In the course of this consideration, it is important to say: Of course, the termination of contract is indeed the last of all permitted possibilities which are available in a grave case of conflict. And there is, of course, a kind of differentiated duty to loyalty: He who works as a proclaimer of the Gospels or who stands at the front in a leading position of a Church's institution, is more closely bound than, for example, someone who works in the bureaucracy or in a technical field. […]
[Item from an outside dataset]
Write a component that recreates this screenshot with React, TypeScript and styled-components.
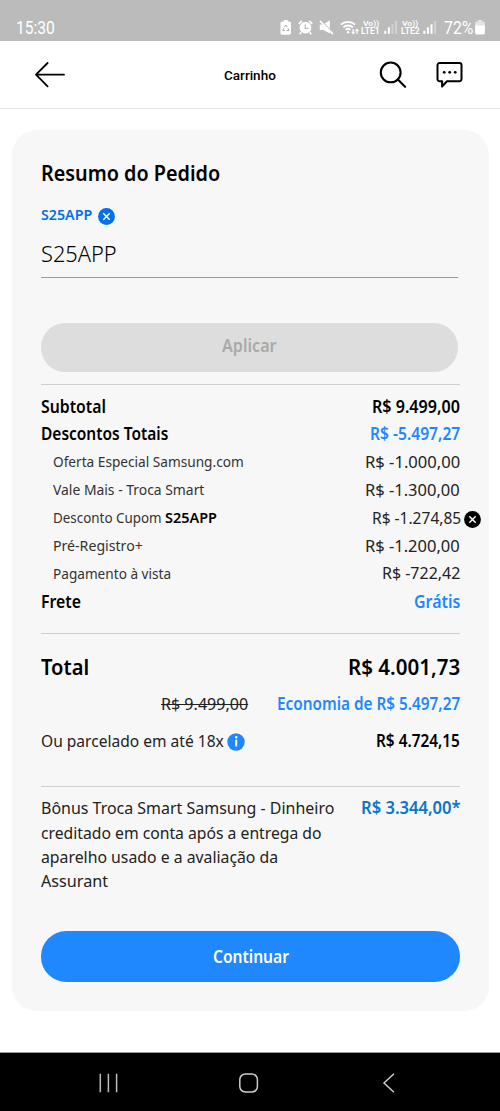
import React, { useLayoutEffect, useRef, useState } from "react";
import styled, { createGlobalStyle } from "styled-components";

const GlobalStyle = createGlobalStyle`
  *, *::before, *::after { box-sizing: border-box; }
  body { margin: 0; background: #fff; color: #000; font-family: "Noto Sans", sans-serif; }
  button { font: inherit; border: 0; padding: 0; }
  svg { display: block; flex: none; }
`;

/* ---------- Text set to a given measure ---------- */

type Face = "sans" | "system";

const Measure = styled.span<{ $width: number }>`
  display: inline-block;
  flex: none;
  width: ${(p) => p.$width}px;
  white-space: nowrap;
`;

const Glyphs = styled.span<{ $size: number; $weight: number; $color: string; $struck?: boolean; $face: Face }>`
  display: inline-block;
  transform-origin: 0 50%;
  font-family: ${(p) => (p.$face === "system" ? "Roboto" : '"Noto Sans"')}, sans-serif;
  font-size: ${(p) => p.$size}px;
  font-weight: ${(p) => p.$weight};
  color: ${(p) => p.$color};
  text-decoration: ${(p) => (p.$struck ? "line-through" : "none")};
  text-decoration-thickness: 1.3px;
`;

interface TextProps {
  width: number;
  size?: number;
  weight?: number;
  color?: string;
  struck?: boolean;
  face?: Face;
  children: string;
}

function Text({ width, size = 17, weight = 400, color = "#000", struck, face = "sans", children }: TextProps) {
  const ref = useRef<HTMLSpanElement>(null);
  const [scale, setScale] = useState(1);
  useLayoutEffect(() => {
    if (ref.current) setScale(width / ref.current.offsetWidth);
  }, [width, children]);
  return (
    <Measure $width={width}>
      <Glyphs
        ref={ref}
        $size={size}
        $weight={weight}
        $color={color}
        $struck={struck}
        $face={face}
        style={{ transform: `scaleX(${scale})` }}
      >
        {children}
      </Glyphs>
    </Measure>
  );
}

/* ---------- Layout ---------- */

const Screen = styled.div`
  display: flex;
  flex-direction: column;
  width: 500px;
  height: 1111px;
  overflow: hidden;
`;

const StatusBar = styled.div`
  display: flex;
  justify-content: space-between;
  height: 41px;
  padding: 15px 15px 0 16px;
  background: #bbb;
  line-height: 26px;
`;

const StatusIcons = styled.div`
  display: flex;
  align-items: flex-start;
  height: 26px;
`;

const Slot = styled.div<{ $gap: number; $top?: number }>`
  margin-left: ${(p) => p.$gap}px;
  padding-top: ${(p) => p.$top ?? 5}px;
`;

const Carrier = styled.div`
  display: flex;
  flex-direction: column;
  align-items: center;
  line-height: 8px;
  font-size: 8px;

  & > span { height: 8px; }
`;

const Header = styled.header`
  display: grid;
  grid-template-columns: 1fr auto 1fr;
  align-items: center;
  height: 68px;
  padding: 0 36px 0 34px;
  border-bottom: 1px solid #e4e4e4;
`;

const HeaderTitle = styled.div`
  padding: 0 0 2px 1px;
`;

const HeaderActions = styled.div`
  display: flex;
  justify-content: flex-end;
  gap: 28px;
`;

const Main = styled.main`
  flex: 1;
  padding: 21px 11px 0 12px;
`;

const Card = styled.section`
  display: flex;
  flex-direction: column;
  height: 880.5px;
  padding: 28px 29px 28.8px;
  border-radius: 25px;
  background: #f7f7f7;
`;

const CardTitle = styled.h1`
  margin: 0;
  height: 30px;
  font-size: 16px;
  line-height: 29px;
`;

const CouponTag = styled.div`
  display: flex;
  align-items: center;
  gap: 6px;
  height: 21px;
  margin-top: 17px;
  line-height: 18px;

  & > span { margin-bottom: 3px; }
  & > svg { margin-top: 1px; }
`;

const CouponField = styled.div`
  width: 417px;
  height: 42px;
  margin-top: 10px;
  border-bottom: 1px solid #999;
  line-height: 36px;
`;

const ApplyButton = styled.button`
  width: 417px;
  height: 48.5px;
  margin-top: 45px;
  padding-bottom: 3px;
  border-radius: 24.25px;
  background: #ddd;
  line-height: 45.5px;
`;

const Divider = styled.hr<{ $gap: number }>`
  width: 100%;
  height: 1px;
  margin: ${(p) => p.$gap}px 0 0;
  border: 0;
  background: #cfcfcf;
`;

const Lines = styled.div`
  margin-top: 7.6px;
`;

const Row = styled.div<{ $height?: number; $indent?: boolean; $bleed?: number }>`
  display: flex;
  justify-content: space-between;
  height: ${(p) => p.$height ?? 27.9}px;
  padding-left: ${(p) => (p.$indent ? 12 : 0)}px;
  margin-right: ${(p) => -(p.$bleed ?? 0)}px;
  line-height: ${(p) => p.$height ?? 27.9}px;
`;

const Group = styled.div<{ $gap?: number }>`
  display: flex;
  align-items: center;
  gap: ${(p) => p.$gap ?? 3}px;

  & > svg { margin-top: 2px; }
`;

const Totals = styled.div`
  margin-top: 12.5px;
`;

const SavingsRow = styled(Row)`
  justify-content: flex-end;
  gap: 29px;
`;

const Bonus = styled.div`
  display: flex;
  justify-content: space-between;
  margin-top: 9.5px;
  line-height: 24.2px;
`;

const BonusCopy = styled.div`
  display: flex;
  flex-direction: column;
`;

const ContinueButton = styled.button`
  width: 100%;
  height: 50.4px;
  margin-top: 38px;
  padding-top: 1px;
  border-radius: 25.2px;
  background: #1f88ff;
  line-height: 49.4px;
`;

const NavBar = styled.nav`
  display: flex;
  align-items: center;
  gap: 120px;
  height: 59px;
  padding: 2px 0 0 98px;
  border-top: 1px solid #999;
  background: #000;
`;

/* ---------- Icons ---------- */

function RoundClose({ color, size }: { color: string; size: number }) {
  return (
    <svg width={size} height={size} viewBox="0 0 17 17">
      <circle cx="8.5" cy="8.5" r="8.4" fill={color} />
      <path d="M5.3 5.3l6.4 6.4M11.7 5.3l-6.4 6.4" stroke="#fff" strokeWidth="1.5" />
    </svg>
  );
}

function InfoIcon() {
  return (
    <svg width="18" height="18" viewBox="0 0 18 18">
      <circle cx="9" cy="9" r="8.7" fill="#1f88ff" />
      <path d="M9.2 6.6v6.8" stroke="#fff" strokeWidth="2" />
      <circle cx="9.2" cy="4.3" r="1.2" fill="#fff" />
    </svg>
  );
}

function BackArrow() {
  return (
    <svg width="32" height="28" viewBox="0 0 32 28" fill="none" stroke="#000" strokeWidth="1.8" strokeLinecap="round" strokeLinejoin="round">
      <path d="M30 13.7H2M13.6 2L2 13.7l11.6 11.6" />
    </svg>
  );
}

function SearchIcon() {
  return (
    <svg width="29" height="28" viewBox="0 0 29 28" fill="none" stroke="#000" strokeWidth="2.1" strokeLinecap="round">
      <circle cx="11.7" cy="11.4" r="9.9" />
      <path d="M18.9 18.6l7.2 7.2" />
    </svg>
  );
}

function ChatIcon() {
  return (
    <svg width="28" height="28" viewBox="0 0 28 28">
      <path
        d="M3.6 2H23.4a2.1 2.1 0 0 1 2.1 2.1v14a2.1 2.1 0 0 1-2.1 2.1H11L6.1 25.5V20.2H3.6a2.1 2.1 0 0 1-2.1-2.1v-14A2.1 2.1 0 0 1 3.6 2z"
        fill="none"
        stroke="#000"
        strokeWidth="2"
        strokeLinejoin="round"
      />
      <circle cx="8.2" cy="11.3" r="1.4" />
      <circle cx="13.7" cy="11.3" r="1.4" />
      <circle cx="19.2" cy="11.3" r="1.4" />
    </svg>
  );
}

function RecycleBattery() {
  return (
    <svg width="12" height="15" viewBox="0 0 12 15">
      <path d="M3.8 0h4.1v1.4h1.4a1.7 1.7 0 0 1 1.7 1.7v10a1.7 1.7 0 0 1-1.7 1.7H2.2A1.7 1.7 0 0 1 .5 13.1v-10A1.7 1.7 0 0 1 2.2 1.4h1.6z" fill="#fff" />
      <path d="M4.3 7.2l1.5-2.2 1.5 2.2M8 8.3l1 2.3H6.5M5 10.6H2.7l1-2.3" fill="none" stroke="#aaa" strokeWidth="1" />
    </svg>
  );
}

function AlarmIcon() {
  return (
    <svg width="15" height="15" viewBox="0 0 15 15">
      <path d="M.8 3.8L3.8.9M14.2 3.8L11.2.9M3.2 12.2l-1.4 2M11.8 12.2l1.4 2" stroke="#fff" strokeWidth="1.7" />
      <circle cx="7.5" cy="7.7" r="5.9" fill="#fff" />
      <path d="M7.3 4.3v4h3.2" fill="none" stroke="#bbb" strokeWidth="1.2" />
    </svg>
  );
}

function MuteIcon() {
  return (
    <svg width="15" height="15" viewBox="0 0 15 15">
      <path d="M.8 4.6h3.6L10.8.2v13.2L4.4 10H.8z" fill="#fff" />
      <path d="M2.3.8L14.6 13.4" stroke="#bbb" strokeWidth="1.2" />
      <path d="M1 1L14 14.2" stroke="#fff" strokeWidth="1.7" />
    </svg>
  );
}

function WifiIcon() {
  return (
    <svg width="20" height="15" viewBox="0 0 20 15" fill="none" stroke="#fff" strokeWidth="1.8">
      <path d="M.8 4.7a10.5 10.5 0 0 1 14.4 0" />
      <path d="M3.3 7.4a7 7 0 0 1 9.6 0" />
      <path d="M5.7 9.9a3.5 3.5 0 0 1 4.8 0" />
      <circle cx="8.1" cy="12.3" r="1.2" fill="#fff" stroke="none" />
      <path d="M13.2 9v4.3M11.7 11.9l1.5 1.6 1.5-1.6M17 14V9.5M15.5 11L17 9.4l1.5 1.6" strokeWidth="1.2" />
    </svg>
  );
}

function SignalIcon({ bars }: { bars: number }) {
  return (
    <svg width="14" height="14" viewBox="0 0 14 14" fill="#fff">
      {[3, 6.5, 9.5, 13].map((h, i) => (
        <rect key={h} x={0.3 + i * 3.6} y={13.8 - h} width="2" height={h} opacity={i < bars ? 1 : 0.35} />
      ))}
    </svg>
  );
}

function BatteryIcon() {
  return (
    <svg width="10" height="15" viewBox="0 0 10 15" fill="#fff">
      <path d="M3 0h4v1.5h1.3A1.6 1.6 0 0 1 9.9 3.1V5.5H.1V3.1a1.6 1.6 0 0 1 1.6-1.6H3z" opacity=".6" />
      <path d="M.1 5.3h9.8v7.6a1.6 1.6 0 0 1-1.6 1.6H1.7a1.6 1.6 0 0 1-1.6-1.6z" />
    </svg>
  );
}

/* ---------- Page ---------- */

const BLUE = "#1f88ff";

interface Discount {
  label: string;
  labelWidth: number;
  code?: string;
  value: string;
  valueWidth: number;
  removable?: boolean;
}

const discounts: Discount[] = [
  { label: "Oferta Especial Samsung.com", labelWidth: 191, value: "R$ -1.000,00", valueWidth: 95.5 },
  { label: "Vale Mais - Troca Smart", labelWidth: 151, value: "R$ -1.300,00", valueWidth: 95 },
  { label: "Desconto Cupom", labelWidth: 109, code: "S25APP", value: "R$ -1.274,85", valueWidth: 89.5, removable: true },
  { label: "Pré-Registro+", labelWidth: 89.5, value: "R$ -1.200,00", valueWidth: 95 },
  { label: "Pagamento à vista", labelWidth: 118, value: "R$ -722,42", valueWidth: 78 },
];

const bonusLines: [string, number][] = [
  ["Bônus Troca Smart Samsung - Dinheiro", 293],
  ["creditado em conta após a entrega do", 281],
  ["aparelho usado e a avaliação da", 237],
  ["Assurant", 67.5],
];

function CarrierLabel({ name }: { name: string }) {
  return (
    <Carrier>
      <Text width={16} size={8} weight={600} color="#fff" face="system">Vo))</Text>
      <Text width={19} size={9} weight={600} color="#fff" face="system">{name}</Text>
    </Carrier>
  );
}

export default function App() {
  return (
    <Screen>
      <GlobalStyle />
      <StatusBar>
        <Text width={39} size={18} color="#fff" face="system">15:30</Text>
        <StatusIcons>
          <Slot $gap={0}><RecycleBattery /></Slot>
          <Slot $gap={5.5}><AlarmIcon /></Slot>
          <Slot $gap={6.5}><MuteIcon /></Slot>
          <Slot $gap={6}><WifiIcon /></Slot>
          <Slot $gap={1} $top={4}><CarrierLabel name="LTE1" /></Slot>
          <Slot $gap={3.5}><SignalIcon bars={2} /></Slot>
          <Slot $gap={3} $top={4}><CarrierLabel name="LTE2" /></Slot>
          <Slot $gap={3.5}><SignalIcon bars={3} /></Slot>
          <Slot $gap={7} $top={0}>
            <Text width={29} size={18} color="#fff" face="system">72%</Text>
          </Slot>
          <Slot $gap={2}><BatteryIcon /></Slot>
        </StatusIcons>
      </StatusBar>

      <Header>
        <BackArrow />
        <HeaderTitle><Text width={52} size={13} weight={500} face="system">Carrinho</Text></HeaderTitle>
        <HeaderActions>
          <SearchIcon />
          <ChatIcon />
        </HeaderActions>
      </Header>

      <Main>
        <Card>
          <CardTitle><Text width={179} size={22} weight={600}>Resumo do Pedido</Text></CardTitle>
          <CouponTag>
            <Text width={51} size={14.5} weight={600} color="#0070f0">S25APP</Text>
            <RoundClose color="#0070f0" size={17} />
          </CouponTag>
          <CouponField><Text width={76} size={21.5} weight={300}>S25APP</Text></CouponField>
          <ApplyButton disabled><Text width={55} weight={600} color="#aaa">Aplicar</Text></ApplyButton>

          <Divider $gap={12.5} />

          <Lines>
            <Row>
              <Text width={65} weight={600}>Subtotal</Text>
              <Text width={88} weight={600}>R$ 9.499,00</Text>
            </Row>
            <Row>
              <Text width={127.5} weight={600}>Descontos Totais</Text>
              <Text width={90} weight={600} color={BLUE}>R$ -5.497,27</Text>
            </Row>
            {discounts.map((d) => (
              <Row key={d.label} $indent $bleed={d.removable ? 21 : 0}>
                <Group>
                  <Text width={d.labelWidth} size={15} color="#333">{d.label}</Text>
                  {d.code && <Text width={52} size={15} weight={600}>{d.code}</Text>}
                </Group>
                <Group>
                  <Text width={d.valueWidth} color="#222">{d.value}</Text>
                  {d.removable && <RoundClose color="#000" size={17} />}
                </Group>
              </Row>
            ))}
            <Row>
              <Text width={40} weight={600}>Frete</Text>
              <Text width={46} weight={600} color={BLUE}>Grátis</Text>
            </Row>
          </Lines>

          <Divider $gap={17.2} />

          <Totals>
            <Row $height={40}>
              <Text width={48.5} size={22} weight={600}>Total</Text>
              <Text width={112} size={22} weight={600}>R$ 4.001,73</Text>
            </Row>
            <SavingsRow $height={36}>
              <Text width={87} color="#222" struck>R$ 9.499,00</Text>
              <Text width={183} weight={600} color={BLUE}>Economia de R$ 5.497,27</Text>
            </SavingsRow>
            <Row $height={38}>
              <Group>
                <Text width={183} color="#222">Ou parcelado em até 18x</Text>
                <InfoIcon />
              </Group>
              <Text width={84} weight={600}>R$ 4.724,15</Text>
            </Row>
          </Totals>

          <Divider $gap={25.5} />

          <Bonus>
            <BonusCopy>
              {bonusLines.map(([line, width]) => (
                <Text key={line} width={width} color="#222">{line}</Text>
              ))}
            </BonusCopy>
            <Text width={99.5} weight={600} color="#0c75c9">R$ 3.344,00*</Text>
          </Bonus>

          <ContinueButton><Text width={76} weight={600} color="#fff">Continuar</Text></ContinueButton>
        </Card>
      </Main>

      <NavBar>
        <svg width="21" height="20" viewBox="0 0 21 20" stroke="#bbb" strokeWidth="1.5">
          <path d="M2.3.7v18.6M10.4.7v18.6M18.6.7v18.6" />
        </svg>
        <svg width="20" height="20" viewBox="0 0 20 20" fill="none" stroke="#ccc" strokeWidth="1.5">
          <rect x="0.8" y="1" width="17.6" height="18" rx="5.5" />
        </svg>
        <svg width="20" height="20" viewBox="-3 0 20 20" fill="none" stroke="#ccc" strokeWidth="1.5">
          <path d="M12 .7L2 10l10 9.3" />
        </svg>
      </NavBar>
    </Screen>
  );
}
Now concerning the revised new Constitution [the new Labor Law] and why the three [above-mentioned] bishops still more closely investigate it (at least in my eyes): First of all, the revision of the Bishops' Conference also still does call the registered partnership and the remarriage after a valid first marriage a “serious violation against the duties of loyalty.” But, because of several of its attendant formulations, which are in my eyes too vague, it makes nearly impossible the option of any termination of contract due to conflicts with the obligations of loyalty.  […] In the future, one will likely take even less heed to fulfilling the obligation of loyalty and the conditions for employment that concern preserving the Christian worldview of the employees. […]

Nevertheless: With the present revision of the Text [Labor Law], we give away, in my eyes, out of our hands the means by which we can at least half-way resist the ongoing and continuous secularization in our institutions. […] We are thereby running the risk that, with it [those vague and weak revisions], we shall undermine all our other efforts to work on a stronger profile  and that we would thus continue, insistently, with the process of self-secularizationand with the help of a law which we have now given to ourselves!